Before Lorenzo found the church he actually had no interest in religion. In fact, he wanted to become a high ranking officer in the military. The only reason he found the church was because his sister Eliza R. Snow, invited him to come to Kirkland Ohio to learn Hebrew at the School of the Prophets. While he attended classes at the School of the Prophets he was converted while interacting with the prophet Joseph Smith. It is inspiring to me to know that President Snow was willing to sacrifice his worldly ambitions to do what the Lord wanted him to do.
It is incredible to me how much we can learn from the stories of those who came before us. They are not only spiritually strengthening, but also very motivational. This week I have realized that all of us have our own unique stories. I couldn’t help but think what stories a gallery educator would tell about me in the future. Those before us have passed on to us an amazing legacy. The question is, what will we do with this legacy?
Jacob Bromley, Gallery Educator
While doing “the rounds” late one evening to check the gallery and make sure all was in order, I encountered a student sitting in a chair facing the wall of windows in the center of the gallery. It’s not uncommon for students to sit here, but typically they study when they do so.
This young man, however, just sat staring contemplatively out the window. I recognized him from one of my classes, so I said hello and asked what he was doing. Waiting for someone perhaps?
“No. Just sitting here thinking. Pondering. I love this gallery,” he said. “It’s my temple here on campus.”
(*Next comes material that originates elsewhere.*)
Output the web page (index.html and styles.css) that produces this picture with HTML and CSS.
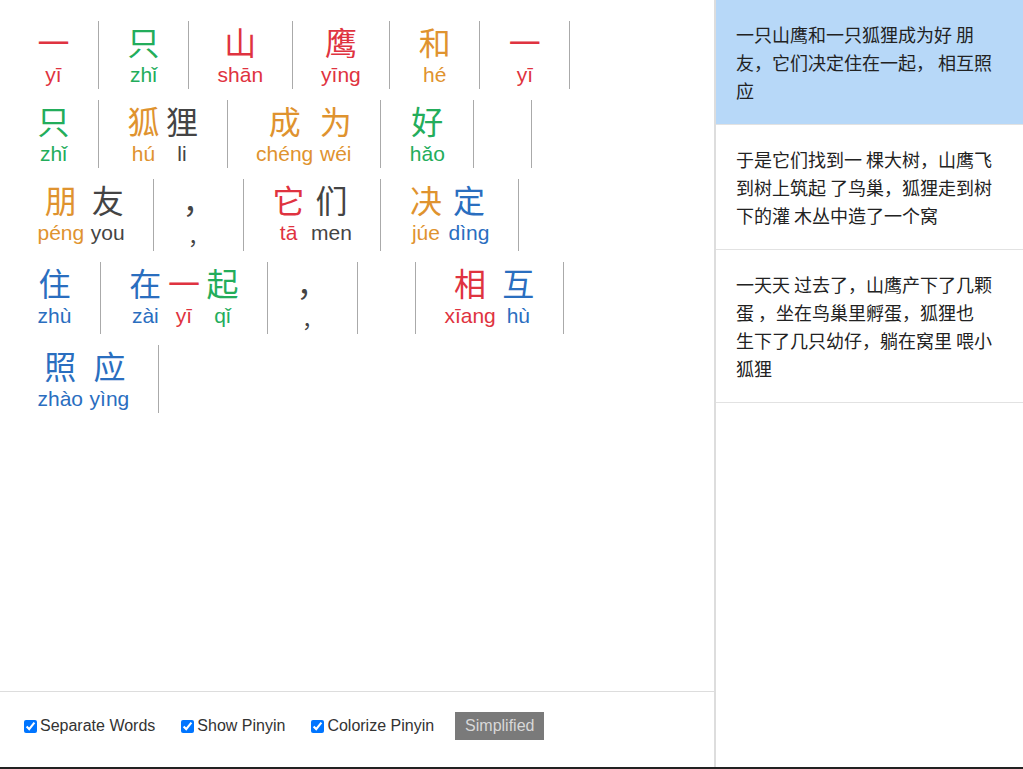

This statement really hit me; and the more I thought about it, the more I agreed with him. The Education in Zion Gallery is much like a temple here on campus, in the sense that it is a quiet, peaceful place to ponder, feel the Spirit, receive personal inspiration, and escape the stresses of everyday life. Temples are also places of learning and the central purpose of Education in Zion is to inspire learning for the education of the entire soul.
I came away that evening with a new perspective and gratitude for this wonderful little “temple here on campus.”